For additional information please contact:

 

Melanie E. R. Miller

Vice President, Investor Relations

and Treasurer

(920)527-5045

 

Kristine Pavletich

Public Relations Specialist

(920)527-5159

 

FOR IMMEDIATE RELEASE

 

BEMIS COMPANY REPORTS 2012 SECOND QUARTER RESULTS

 

NEENAH, WISCONSIN, July 26, 2012 – Bemis Company, Inc. (NYSE:BMS) today reported diluted earnings of $0.40 per share for the second quarter ended June 30, 2012.  Diluted earnings per share would have been $0.54 for the second quarter of 2012, excluding the effect of facility consolidation and acquisition-related integration charges detailed in the attached schedule, “Reconciliation of Non-GAAP Data.”

 

Highlights of the second quarter 2012:

 

·                  Net sales totaled $1.3 billion.

·                  Adjusted diluted earnings per share of $0.54 increased 5.9 percent from the second quarter of 2011 and was in line with management’s second quarter guidance of $0.51 to $0.57 per share.

·                  Bemis expanded its facility consolidation program, which is now expected to generate approximately $50 million in annualized cost savings.

·                  Cash flow generated from operating activities increased to $94.5 million.

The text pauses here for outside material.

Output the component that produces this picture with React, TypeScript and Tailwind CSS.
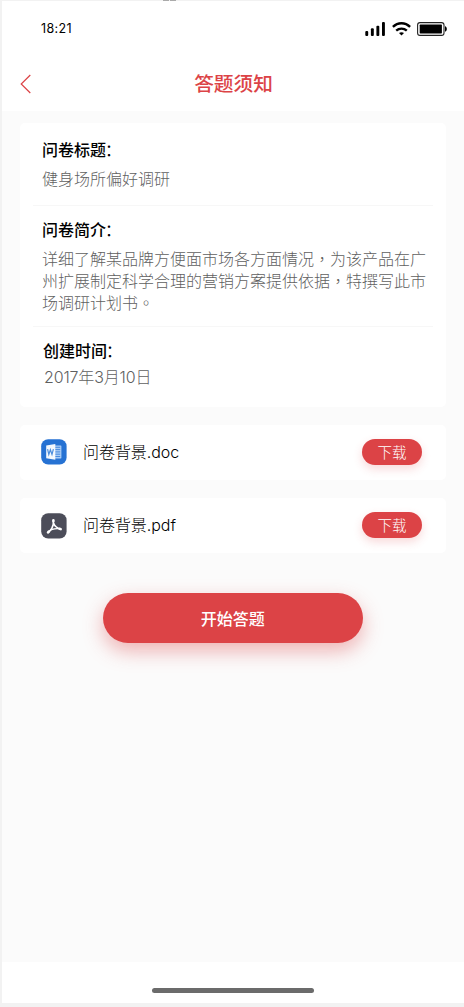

·                  Management revised guidance for the second half of the year:

 

·                  Adjusted earnings per share for the third quarter of 2012 in the range of $0.51 to $0.57

·                  Total year 2012 adjusted earnings per share guidance in the range of $2.00 to $2.10

·                  Total year 2012 capital spending of approximately $150 million

 

“In this challenging year, we continue to focus on prudent cost management and efficient implementation of our facility consolidation program,” said Henry Theisen, Bemis Company’s President and Chief Executive Officer. “A favorable raw material cost environment is expected to mitigate some of the negative effects of lower volume levels in 2012.  Significant foreign currency changes have also negatively impacted translation of foreign profits.  Our ongoing improvements in cost structure will position us well to deliver performance improvement once volume begins to strengthen.”

 

1



 

CONSOLIDATED RESULTS

 

Total Bemis net sales for the second quarter of 2012 was $1.3 billion, a 4.2 percent decrease from the same period of 2011, reflecting the impact of lower unit volume in the flexible packaging business segment.  Acquisitions completed during the second half of 2011 increased second quarter net sales by an estimated 1.5 percent.  The impact of currency translation reduced net sales by 4.8 percent.

 

Diluted earnings per share for the second quarter of 2012 was $0.40 compared to $0.51 per share in the same quarter of 2011.  Excluding the effect of acquisition-related integration costs and facility consolidation costs, as detailed in the attached schedule, “Reconciliation of Non-GAAP Data,” diluted earnings per share, as adjusted, would have been $0.54 for the second quarter of 2012.

 

FACILITY CONSOLIDATION

 

During the second quarter of 2012, Bemis continued to implement its previously announced facility consolidation program.  In addition, Bemis expanded the program to include four additional locations, including three facilities outside of the United States. The objective of Bemis’ facility consolidation program is to improve efficiencies and reduce fixed costs.  This facility consolidation program is expected to save approximately $50 million in annualized costs beginning in 2013.

 

Highlights of the facility consolidation program:

 

·                  Total estimated program cost is expanded to $141 million

 

·                  $38.4 million expensed in 2011 ($26.3 million of employee costs; $12.1 million of fixed asset-related expenses)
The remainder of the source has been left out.